Data lines:
------------------------------------

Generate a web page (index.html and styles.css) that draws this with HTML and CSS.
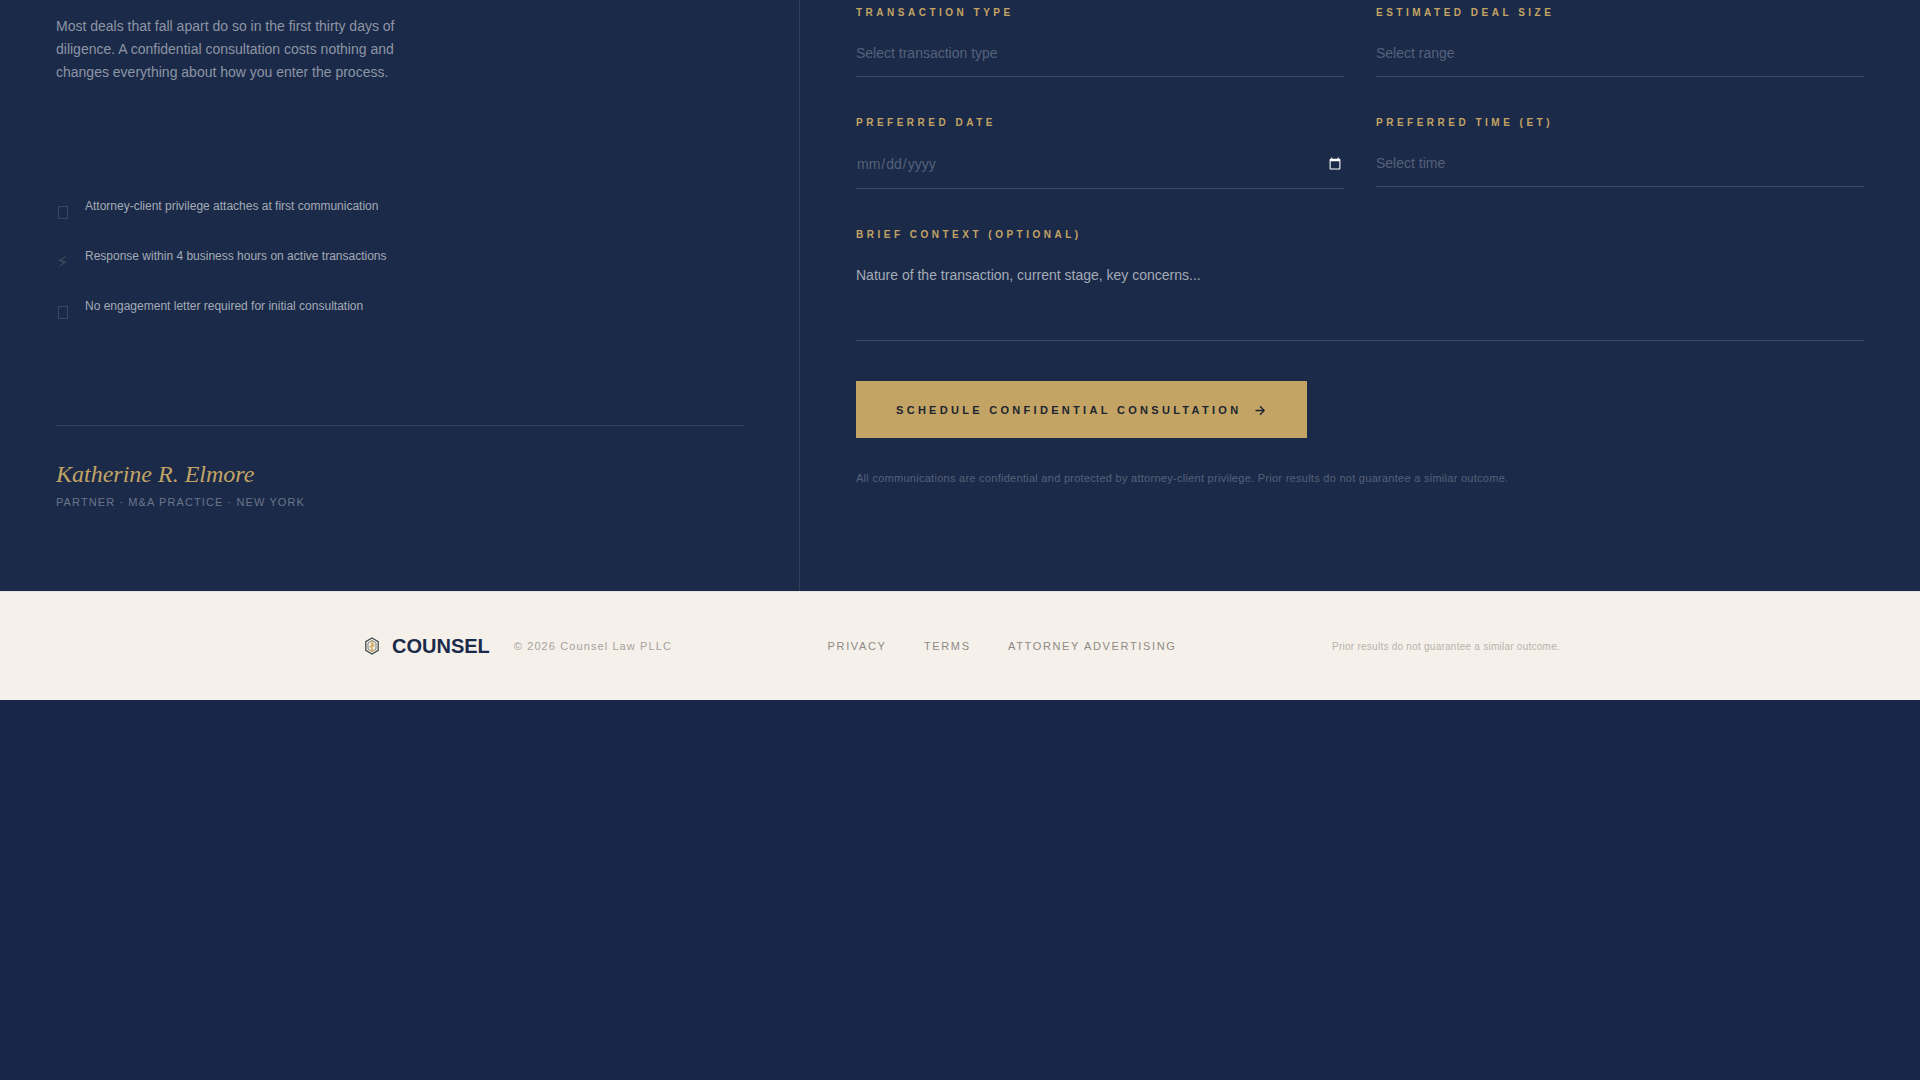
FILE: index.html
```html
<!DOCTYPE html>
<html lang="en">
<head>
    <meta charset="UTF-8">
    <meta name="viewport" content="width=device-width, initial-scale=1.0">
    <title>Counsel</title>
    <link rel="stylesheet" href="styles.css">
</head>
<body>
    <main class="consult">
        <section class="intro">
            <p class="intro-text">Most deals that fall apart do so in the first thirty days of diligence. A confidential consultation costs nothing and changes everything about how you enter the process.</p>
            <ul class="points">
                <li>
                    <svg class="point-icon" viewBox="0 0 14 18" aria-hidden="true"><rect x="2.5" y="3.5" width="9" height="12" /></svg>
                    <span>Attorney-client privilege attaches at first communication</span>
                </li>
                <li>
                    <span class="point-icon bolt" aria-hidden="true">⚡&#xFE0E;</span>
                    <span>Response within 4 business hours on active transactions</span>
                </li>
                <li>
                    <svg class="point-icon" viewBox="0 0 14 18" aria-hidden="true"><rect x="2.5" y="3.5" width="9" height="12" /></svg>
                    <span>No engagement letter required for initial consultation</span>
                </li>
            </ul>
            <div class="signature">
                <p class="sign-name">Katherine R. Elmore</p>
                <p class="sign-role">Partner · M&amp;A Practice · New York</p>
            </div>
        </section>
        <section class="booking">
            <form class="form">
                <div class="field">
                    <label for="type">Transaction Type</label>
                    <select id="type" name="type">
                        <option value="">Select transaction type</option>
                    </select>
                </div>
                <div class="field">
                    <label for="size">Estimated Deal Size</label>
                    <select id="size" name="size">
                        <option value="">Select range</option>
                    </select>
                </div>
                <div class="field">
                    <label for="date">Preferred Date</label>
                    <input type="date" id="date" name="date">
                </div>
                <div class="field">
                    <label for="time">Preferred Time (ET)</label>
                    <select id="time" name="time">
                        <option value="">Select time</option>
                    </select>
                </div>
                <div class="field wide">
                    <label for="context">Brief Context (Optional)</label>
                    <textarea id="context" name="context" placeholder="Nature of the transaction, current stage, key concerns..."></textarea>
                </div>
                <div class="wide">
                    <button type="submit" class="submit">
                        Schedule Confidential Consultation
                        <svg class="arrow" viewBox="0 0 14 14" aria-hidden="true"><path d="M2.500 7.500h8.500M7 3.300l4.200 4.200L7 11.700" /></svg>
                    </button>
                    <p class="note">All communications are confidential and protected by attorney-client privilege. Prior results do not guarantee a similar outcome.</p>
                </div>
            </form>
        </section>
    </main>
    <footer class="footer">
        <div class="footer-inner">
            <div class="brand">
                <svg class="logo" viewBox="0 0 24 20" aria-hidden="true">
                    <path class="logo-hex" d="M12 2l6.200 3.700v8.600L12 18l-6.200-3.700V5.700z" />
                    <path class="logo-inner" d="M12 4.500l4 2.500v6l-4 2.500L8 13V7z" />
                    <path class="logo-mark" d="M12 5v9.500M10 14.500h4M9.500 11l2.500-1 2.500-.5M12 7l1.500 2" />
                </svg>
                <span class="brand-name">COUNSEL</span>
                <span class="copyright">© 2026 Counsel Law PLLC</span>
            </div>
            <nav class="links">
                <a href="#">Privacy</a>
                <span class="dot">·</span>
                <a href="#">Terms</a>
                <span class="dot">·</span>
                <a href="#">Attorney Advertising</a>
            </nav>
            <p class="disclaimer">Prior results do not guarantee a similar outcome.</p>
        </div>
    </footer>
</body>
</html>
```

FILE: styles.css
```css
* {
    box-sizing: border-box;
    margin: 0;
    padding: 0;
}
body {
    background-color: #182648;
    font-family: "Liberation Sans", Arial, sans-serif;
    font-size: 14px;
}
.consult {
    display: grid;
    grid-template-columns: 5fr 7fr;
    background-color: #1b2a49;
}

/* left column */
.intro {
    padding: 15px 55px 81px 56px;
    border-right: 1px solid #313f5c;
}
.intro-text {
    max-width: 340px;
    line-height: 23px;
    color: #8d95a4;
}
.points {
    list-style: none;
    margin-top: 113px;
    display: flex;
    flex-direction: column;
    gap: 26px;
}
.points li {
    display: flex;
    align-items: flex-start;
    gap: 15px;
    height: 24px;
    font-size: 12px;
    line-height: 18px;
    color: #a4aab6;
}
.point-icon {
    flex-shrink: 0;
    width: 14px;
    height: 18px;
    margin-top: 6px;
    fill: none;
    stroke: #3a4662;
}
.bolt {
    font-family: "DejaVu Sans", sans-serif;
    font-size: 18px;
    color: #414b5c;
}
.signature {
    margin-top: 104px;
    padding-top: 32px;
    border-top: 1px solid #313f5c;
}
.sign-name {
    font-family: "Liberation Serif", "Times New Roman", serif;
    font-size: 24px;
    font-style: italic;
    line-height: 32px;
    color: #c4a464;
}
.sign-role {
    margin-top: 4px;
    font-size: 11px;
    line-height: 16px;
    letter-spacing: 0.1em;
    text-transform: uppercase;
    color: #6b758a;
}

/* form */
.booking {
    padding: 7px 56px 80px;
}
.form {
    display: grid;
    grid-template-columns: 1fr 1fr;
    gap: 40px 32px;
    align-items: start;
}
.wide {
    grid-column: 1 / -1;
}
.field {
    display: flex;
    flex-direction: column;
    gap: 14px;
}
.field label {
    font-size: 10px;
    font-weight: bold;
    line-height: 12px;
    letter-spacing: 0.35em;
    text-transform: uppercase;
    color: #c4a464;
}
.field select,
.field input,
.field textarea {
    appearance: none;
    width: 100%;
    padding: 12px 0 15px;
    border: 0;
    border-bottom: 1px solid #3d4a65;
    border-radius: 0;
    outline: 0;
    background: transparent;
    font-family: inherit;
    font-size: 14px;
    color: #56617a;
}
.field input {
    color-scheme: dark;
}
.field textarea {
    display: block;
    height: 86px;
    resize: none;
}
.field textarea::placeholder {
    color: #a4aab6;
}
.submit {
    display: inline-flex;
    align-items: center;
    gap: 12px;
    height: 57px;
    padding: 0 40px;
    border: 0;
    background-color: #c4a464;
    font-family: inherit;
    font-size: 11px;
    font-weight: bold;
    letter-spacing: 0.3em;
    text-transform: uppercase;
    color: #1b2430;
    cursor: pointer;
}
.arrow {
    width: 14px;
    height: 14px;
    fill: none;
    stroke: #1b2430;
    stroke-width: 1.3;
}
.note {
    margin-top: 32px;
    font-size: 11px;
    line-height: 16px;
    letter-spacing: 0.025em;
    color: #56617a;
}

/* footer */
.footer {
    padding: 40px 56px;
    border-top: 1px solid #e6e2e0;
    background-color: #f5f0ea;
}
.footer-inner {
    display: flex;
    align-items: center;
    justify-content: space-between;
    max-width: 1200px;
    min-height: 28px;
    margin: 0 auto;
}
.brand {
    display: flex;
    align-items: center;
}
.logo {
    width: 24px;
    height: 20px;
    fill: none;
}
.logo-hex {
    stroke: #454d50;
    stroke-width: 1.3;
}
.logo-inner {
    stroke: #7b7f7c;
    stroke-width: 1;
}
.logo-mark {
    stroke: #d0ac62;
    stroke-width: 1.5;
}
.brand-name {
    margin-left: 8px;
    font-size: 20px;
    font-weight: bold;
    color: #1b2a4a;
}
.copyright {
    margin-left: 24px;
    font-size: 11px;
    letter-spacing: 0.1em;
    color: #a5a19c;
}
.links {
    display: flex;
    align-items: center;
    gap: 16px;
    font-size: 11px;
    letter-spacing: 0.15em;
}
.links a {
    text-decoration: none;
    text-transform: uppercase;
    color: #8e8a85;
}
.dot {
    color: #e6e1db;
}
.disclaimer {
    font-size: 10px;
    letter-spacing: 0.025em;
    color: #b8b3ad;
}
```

------------------------------------

Directions for this task:
The required output is the number of lines containing the word "that", and nothing besides.

Task answer:
2